Product Distribution
Let X and Y be independent random variables, the distribution of a random variable Z that is given by \(Z=XY\) is a product distribution.
$$f_Z(z)=\int_{-\infty}^{\infty}f_X(x)f_Y(z/x)\frac{1}{|x|}dx$$
Stable Distributions
Some distributions have the nice property that linear combinations of random variables who are of its kind yield another random variable that is distributed with that distribution, albeit with different parameters.
The two main examples that we will see are Normal (Gaussian) distributions and Poisson distributions.
This is convenient because we can get a closed form version without having to go through all the effort of convolution.
Example: Normal Distribution
For independent X, Y with Z=X+Y.
$$Z\sim N(\mu_1+\mu_2, \sigma_1^2+\sigma_2^2)$$
Formal Definition
A random variable \(X\) is said to follow a stable distribution if, for any \(X_1, X_2\) that are iid copies of \(X\), the sum
\(X_1+X_2\) is distributed as \(aX+b\) for some constants \(a\gt 0\) and \(b\in \mathbb{R}\).
Characteristic Function
Stable distributions do not generally have closed-form expressions for their probability density functions (PDFs). Instead, they are typically described via their characteristic functions.
$$\varphi_X(t)=\mathbb{E}[e^{itX}]=\exp\left(it\delta -|ct|^\alpha\left(1-i\beta\frac{t}{|t|}\tan(\frac{\pi\alpha}{2})\right)\right)$$
where
\(\alpha\in(0,2]\) is the index of stability
\(\beta\in[-1,1]\) is the skewness parameter
\(c\gt0\) is the scale parameter
\(\delta\in\mathbb{R}\) is the location parameter
When \(\alpha=2\) and \(\beta=0\), the distribution is a normal distribution.
Properties
Heavy Tails
For \(\alpha\lt 2\), the stable distribution has heavy tails and infinite variance
Mean
For \(\alpha\leq 1\), the mean is undefined. One example is the Cauchy distribution which has \(\alpha=1\) and \(\beta=0\).
Related Theorems
Kolmogorov's Inequality
Let \(\left\{S_n\right\}\) be a partial sum of n independent random variables \(\{X_i\}\) with zero mean and finite variances \(\sigma_{i}^2\). Then for any \(a\gt 0\):
$$P(\max_{i\leq k\leq n}|S_k|\geq a)=\frac{\text{Var}(S_n)}{a^2}$$
where \(\text{Var}(S_n)=\sum_{i=1}^n\sigma_{i}^2\)
Convolution Practice Problems
Let \(X_1, X_2, \dots, X_n\) be independent and identically distributed (i.i.d.) random variables, each with a known PDF \(f_X(x)\). Use convolution to find the distribution of \(Y = X_1 + X_2 + \dots + X_n\). Do this entirely symbolically for arbitrary \(X_i\). Don't overthink this.

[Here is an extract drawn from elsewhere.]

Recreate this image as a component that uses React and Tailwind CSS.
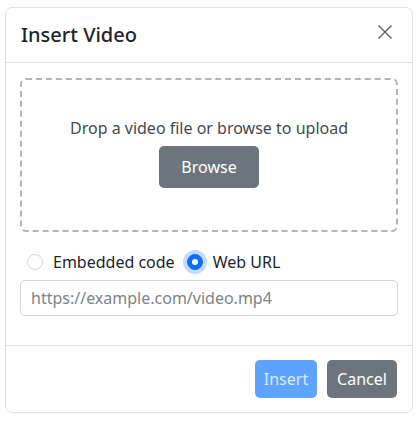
import { useState } from 'react'

function CloseIcon() {
  return (
    <svg width="16" height="16" viewBox="0 0 16 16" fill="none" stroke="currentColor" strokeWidth="1.3">
      <path d="M1.5 1.5 L14.5 14.5 M14.5 1.5 L1.5 14.5" />
    </svg>
  )
}

function Radio({ checked, focused, label, onChange }) {
  return (
    <label className="flex items-center gap-[10px] cursor-pointer">
      <span
        className={
          checked
            ? 'w-4 h-4 rounded-full bg-[#0d6efd] border border-[#0d6efd] flex items-center justify-center ' +
              (focused ? 'shadow-[0_0_0_4px_rgba(13,110,253,0.25)]' : '')
            : 'w-4 h-4 rounded-full bg-white border border-[#d3d7dc]'
        }
        onClick={onChange}
      >
        {checked && <span className="w-[6px] h-[6px] rounded-full bg-white" />}
      </span>
      <span className="text-base text-[#212529]" onClick={onChange}>{label}</span>
    </label>
  )
}

export default function App() {
  const [mode, setMode] = useState('url')
  const [url, setUrl] = useState('')

  return (
    <div className="w-[420px] h-[421px] bg-white pt-[7px] pl-[5px] font-['Segoe_UI','Noto_Sans',sans-serif]">
      <div className="w-[408px] h-[406px] border border-[#dee2e6] rounded-[7px] flex flex-col">
        {/* header */}
        <div className="h-[55px] border-b border-[#dee2e6] flex items-center justify-between pl-[15px] pr-[19px]">
          <h5 className="text-[20px] font-medium text-[#212529] leading-none">Insert Video</h5>
          <button className="text-[#555b61] mt-[-6px]">
            <CloseIcon />
          </button>
        </div>

        {/* body */}
        <div className="px-[14px] pt-[15px] pb-[29px] border-b border-[#dee2e6]">
          <div className="h-[154px] border-2 border-dashed border-[#b0b5ba] rounded-[6px] flex flex-col items-center justify-center pb-[6px]">
            <p className="text-base leading-6 text-[#444a50]">Drop a video file or browse to upload</p>
            <button className="mt-[6px] w-[100px] h-[42px] rounded-[5px] bg-[#6c757d] text-white text-base">
              Browse
            </button>
          </div>

          <div className="flex items-center gap-3 mt-[18px] pl-[7px] h-6">
            <Radio checked={mode === 'embed'} label="Embedded code" onChange={() => setMode('embed')} />
            <Radio checked={mode === 'url'} focused label="Web URL" onChange={() => setMode('url')} />
          </div>

          <input
            type="text"
            value={url}
            onChange={(e) => setUrl(e.target.value)}
            placeholder="https://example.com/video.mp4"
            className="mt-[6px] w-full h-[36px] border border-[#d3d7dc] rounded-[5px] px-[10px] text-base text-[#212529] placeholder:text-[#7c838a] outline-none"
          />
        </div>

        {/* footer */}
        <div className="flex-1 flex items-center justify-end gap-[10px] pr-[15px]">
          <button disabled className="w-[62px] h-[38px] rounded-[5px] bg-[#5ea3ff] text-[#dbe9ff] text-base">
            Insert
          </button>
          <button className="w-[70px] h-[38px] rounded-[5px] bg-[#6c757d] text-white text-base">
            Cancel
          </button>
        </div>
      </div>
    </div>
  )
}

Draw the Distribution of Z where \(Z=X+Y\), \(X\sim U(0,1)\), and \(Y\sim U(0,2)\).
Let \(X_1\) and \(X_2\) be two independent random variables, each uniformly distributed on the interval \([0, 1]\). Compute the probability density function (PDF) of the random variable \(Y = X_1 + X_2\), i.e., find the convolution \(f_Y(y) = (f_{X_1} \star f_{X_2})(y)\).
Let \(X_1\) and \(X_2\) be independent and identically distributed random variables following a Poisson distribution with parameter \(\lambda\). Compute the distribution of \(Y = X_1 + X_2\), and determine its probability mass function (PMF).
Let \(X_1 \sim N(\mu_1, \sigma_1^2)\) and \(X_2 \sim N(\mu_2, \sigma_2^2)\) be two independent normally distributed random variables. Show that the convolution of these two distributions is also normally distributed, and find the mean and variance of the resulting distribution.
Suppose \(X_1 \sim \text{Exp}(\lambda_1)\) and \(X_2 \sim \text{Exp}(\lambda_2)\) are independent exponentially distributed random variables. Determine the distribution of the sum \(Y = X_1 + X_2\), and find the corresponding PDF \(f_Y(y)\).